Each car is represented here in a posh trim level but with a relatively small and efficient diesel engine. For now, the A-Class comes only with a seven-speed dual-clutch automatic gearbox, while the A3 and 1 Series are fitted with a six-speed manual ’box (although you can have an auto if you’re prepared to pay extra).
Performance, ride, handling, refinement
With the words ‘small and efficient diesel engine’ still fresh in the mind, it’s fair to say none of our trio compels you to don a g-suit before setting off. But thanks to a good old slug of turbo shove from low revs, they’re all gutsy enough for both urban use and on motorway schleps.
There isn’t a great deal in it for outright performance, all three covering the 0-60mph sprint in a shade over 10 seconds. However, the 1 Series feels by far the slowest, because its 1.5-litre engine is the least willing to rev. With its best work done by 4000rpm, winding the motor up to its 5600rpm redline feels like torture.
By contrast, the A-Class’s 1.5-litre engine is way peppier. Perhaps that’s partly down to its extra (seventh) gear, but from a 30mph rolling start up to the motorway limit, it pips even the A3. We say ‘even the A3’ because in all other respects, the A3’s 1.6-litre engine is marginally gutsier.
The A-Class’s automatic ’box chooses its gears wisely and promptly most of the time, but not always. Occasionally it fumbles before kicking down a gear or refuses to change up, even when you’re just tickling the accelerator to hold a steady speed. At least the changes are mostly smooth.
The A3’s manual gearbox is slick and its light clutch pedal, with an easily determinable biting point, makes it a doddle to drive smoothly. Meanwhile, the 1 Series’ springy gearlever and woolly clutch action make it neither pleasurable nor particularly easy to drive in stop-start traffic.
Nor is it pleasurable to listen to the 1 Series’ rowdy three-cylinder engine rumbling away at idle. It buzzes in the background like an irate wasp trapped in a bin and transmits the most vibrations through its controls.

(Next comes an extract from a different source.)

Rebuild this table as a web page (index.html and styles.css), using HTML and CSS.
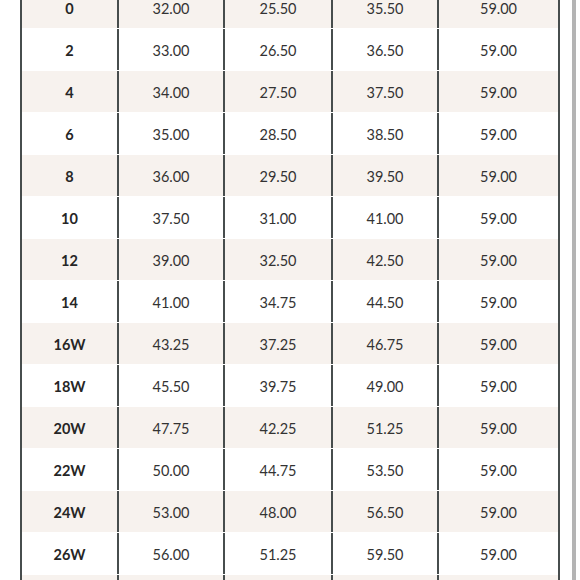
FILE: index.html
```html
<!DOCTYPE html>
<html>
<head>
<meta charset="utf-8">
<link rel="stylesheet" href="styles.css">
</head>
<body>
<div class="page">
  <div class="sheet">
    <div class="row alt"><div class="cell size">0</div><div class="cell">32.00</div><div class="cell">25.50</div><div class="cell">35.50</div><div class="cell">59.00</div></div>
    <div class="row"><div class="cell size">2</div><div class="cell">33.00</div><div class="cell">26.50</div><div class="cell">36.50</div><div class="cell">59.00</div></div>
    <div class="row alt"><div class="cell size">4</div><div class="cell">34.00</div><div class="cell">27.50</div><div class="cell">37.50</div><div class="cell">59.00</div></div>
    <div class="row"><div class="cell size">6</div><div class="cell">35.00</div><div class="cell">28.50</div><div class="cell">38.50</div><div class="cell">59.00</div></div>
    <div class="row alt"><div class="cell size">8</div><div class="cell">36.00</div><div class="cell">29.50</div><div class="cell">39.50</div><div class="cell">59.00</div></div>
    <div class="row"><div class="cell size">10</div><div class="cell">37.50</div><div class="cell">31.00</div><div class="cell">41.00</div><div class="cell">59.00</div></div>
    <div class="row alt"><div class="cell size">12</div><div class="cell">39.00</div><div class="cell">32.50</div><div class="cell">42.50</div><div class="cell">59.00</div></div>
    <div class="row"><div class="cell size">14</div><div class="cell">41.00</div><div class="cell">34.75</div><div class="cell">44.50</div><div class="cell">59.00</div></div>
    <div class="row alt"><div class="cell size">16W</div><div class="cell">43.25</div><div class="cell">37.25</div><div class="cell">46.75</div><div class="cell">59.00</div></div>
    <div class="row"><div class="cell size">18W</div><div class="cell">45.50</div><div class="cell">39.75</div><div class="cell">49.00</div><div class="cell">59.00</div></div>
    <div class="row alt"><div class="cell size">20W</div><div class="cell">47.75</div><div class="cell">42.25</div><div class="cell">51.25</div><div class="cell">59.00</div></div>
    <div class="row"><div class="cell size">22W</div><div class="cell">50.00</div><div class="cell">44.75</div><div class="cell">53.50</div><div class="cell">59.00</div></div>
    <div class="row alt"><div class="cell size">24W</div><div class="cell">53.00</div><div class="cell">48.00</div><div class="cell">56.50</div><div class="cell">59.00</div></div>
    <div class="row"><div class="cell size">26W</div><div class="cell">56.00</div><div class="cell">51.25</div><div class="cell">59.50</div><div class="cell">59.00</div></div>
    <div class="row alt"><div class="cell size"></div><div class="cell"></div><div class="cell"></div><div class="cell"></div><div class="cell"></div></div>
  </div>
  <div class="edge"></div>
</div>
</body>
</html>
```
FILE: styles.css
```css
html, body {
  margin: 0;
  padding: 0;
  background: #ffffff;
  height: 100%;
  overflow: hidden;
}
.page {
  display: flex;
  height: 580px;
  padding-left: 20px;
  gap: 12px;
  font-family: Lato, "Open Sans", sans-serif;
  color: #333333;
  font-size: 14.5px;
}
.sheet {
  width: 536px;
  border-left: 2px solid #474d4d;
  border-right: 2px solid #474d4d;
  margin-top: -14px;
  flex: none;
}
.row {
  display: grid;
  grid-template-columns: 95px 106px 108px 106px 121px;
  height: 41px;
  border-top: 1px solid #ffffff;
  background: #ffffff;
}
.row.alt {
  background: #f7f2ee;
}
.cell {
  display: flex;
  align-items: center;
  justify-content: center;
  padding-top: 2px;
  border-left: 2px solid #474d4d;
}
.cell.size {
  border-left: none;
  font-weight: 700;
  color: #262626;
}
.edge {
  width: 4px;
  height: 100%;
  background: #b4b4b4;
  flex: none;
}
```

That said, its rivals’ four-cylinder motors aren’t especially quiet, either; both grumble at idle too. But from low to mid revs, the A-Class’s engine takes on only the lightest tinkle, even if does become a bit coarse when you work it hard. The A3’s motor is marginally smoother as a rule, but it develops a deeper bellow when you accelerate hard.
If you spend a lot of time on motorways, the A3 and A-Class offer the most peace and quiet. There’s fractionally less road noise in the A3, but the A-Class is better for wind noise, thanks to its superb aerodynamics. The 1 Series is the loudest at higher speeds, due to a combination of whistling wind and roar from its tyres.
None of our trio rides as comfortably as the Volkswagen Golf, but which of them is next best? Well, it’s a toss-up between the A-Class and A3. Both are very good, but the A-Class’s softer springs have more give over hefty urban bumps than the slightly firmer A3. Meanwhile, the A3 is marginally more settled on rippled sections of motorway, so it’s horses for courses. That’s assuming you’ve fitted softer Dynamic suspension (a no-cost option) in place of the A3’s firmer standard Sport set-up, though.
The 1 Series is the least cosseting. Its standard M Sport suspension is the lumpiest around town, the bounciest over larger crests and the most jittery on poorly surfaced motorways. As with the A3, you can opt for softer suspension for no extra charge, but this doesn’t noticeably improve matters.
“Ah, but it’s rear-wheel drive, so a bit of the jitters is worth it for sportier handling, right?” Sadly not; the 1 Series simply isn’t as crisp to drive as its rivals. Take its steering: it does the basics of turning the car left and right, but it’s so inconsistently weighted that you find yourself taking two or three stabs at the wheel through a bend that, in the sweeter-steering A3, you can swoop through with one fluid motion. The A-Class’s steering isn’t far off that level, but if we’re being picky, it isn’t quite as linear and predictable.
And while they all lean a bit in corners, the 1 Series needs the most time to settle down again, creating a sense of unease if you attempt to hustle it through a series of left-right switchbacks. That’s precisely where the A-Class is at its finest, with progressive body control breeding stability that imparts confidence. In the end, though, it runs out of front grip sooner than the A3, which is the most balanced and enjoyable, but the margins are small.